Anonymous ID: 16543e July 23, 2019, 6:10 a.m. No.7144816   🗄️.is 🔗kun   >>4917 >>5068 >>5132

The Shaky Standing of Mueller's Footnotes

To get insight into Mueller’s method and intent – his penchant for building edifices of insinuation on the smallest of citations - it is worth unpacking one of the shortest footnotes in his report. Footnote 1024 on page 150 of the report’s first volume simply reads: “Nader 1/22/18 302 at 3.” It is a reference to the FBI’s memo – known as a 302 – of its January 2018 interview with George Nader, identified in the Mueller report as “Advisor to the United Arab Emirates’s Crown Prince.” Nader had spoken with a Russian who was attending the 2016 World Chess Championship in New York and who had expressed an interest in meeting Trump.
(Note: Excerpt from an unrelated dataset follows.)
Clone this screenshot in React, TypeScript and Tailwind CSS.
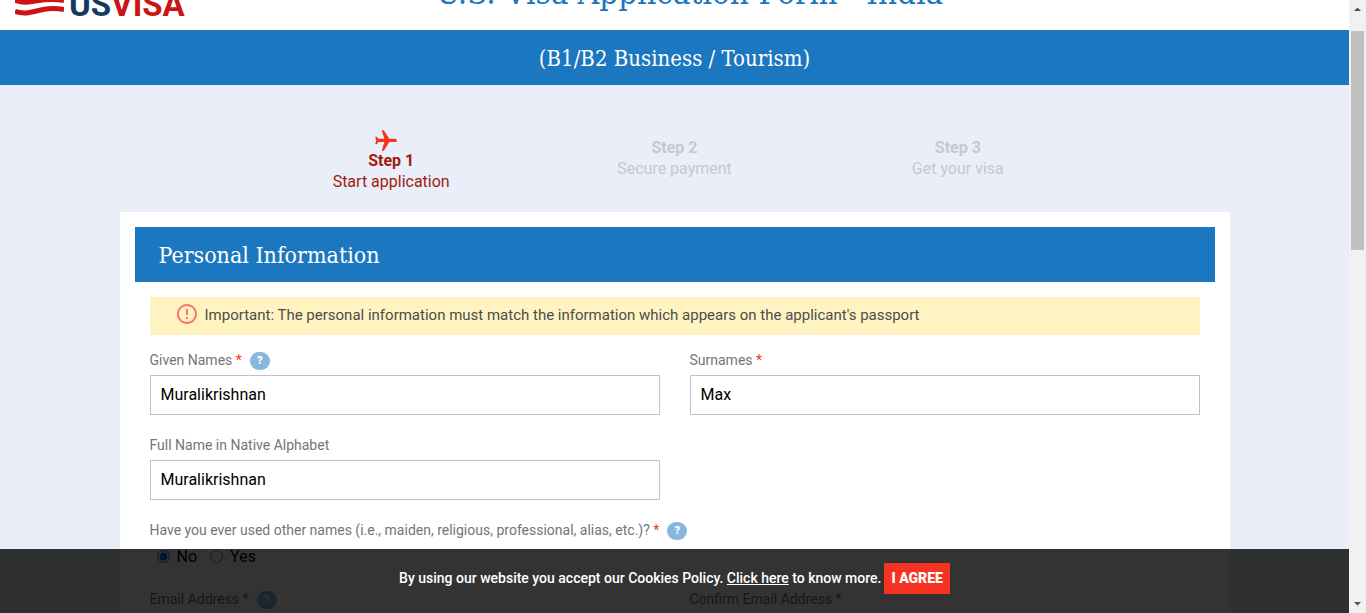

Nader also told the FBI that an unnamed chess federation official had “recalled hearing” from an unknown attendee that Trump “had stopped by the tournament.”

 

The footnote tells us just how thin the sourcing was for this fantastical scenario. And it tells us just how little in the way of plausible proof the Mueller team needed to go off on an investigative tangent. The special counsel even used one of his precious few written questions for the president (question V. a. to be exact) to ask whether Trump had been invited “to attend the World Chess Championship gala on November 10, 2016” and whether he had attended “any part of the event[P3] .” Trump responded that he had learned in “the course of preparing to respond to these questions” that early in 2016 the chess federation had inquired, fruitlessly, about using Trump Tower for the championship match. But in any case, Trump said in his written testimony that he “did not attend the event.”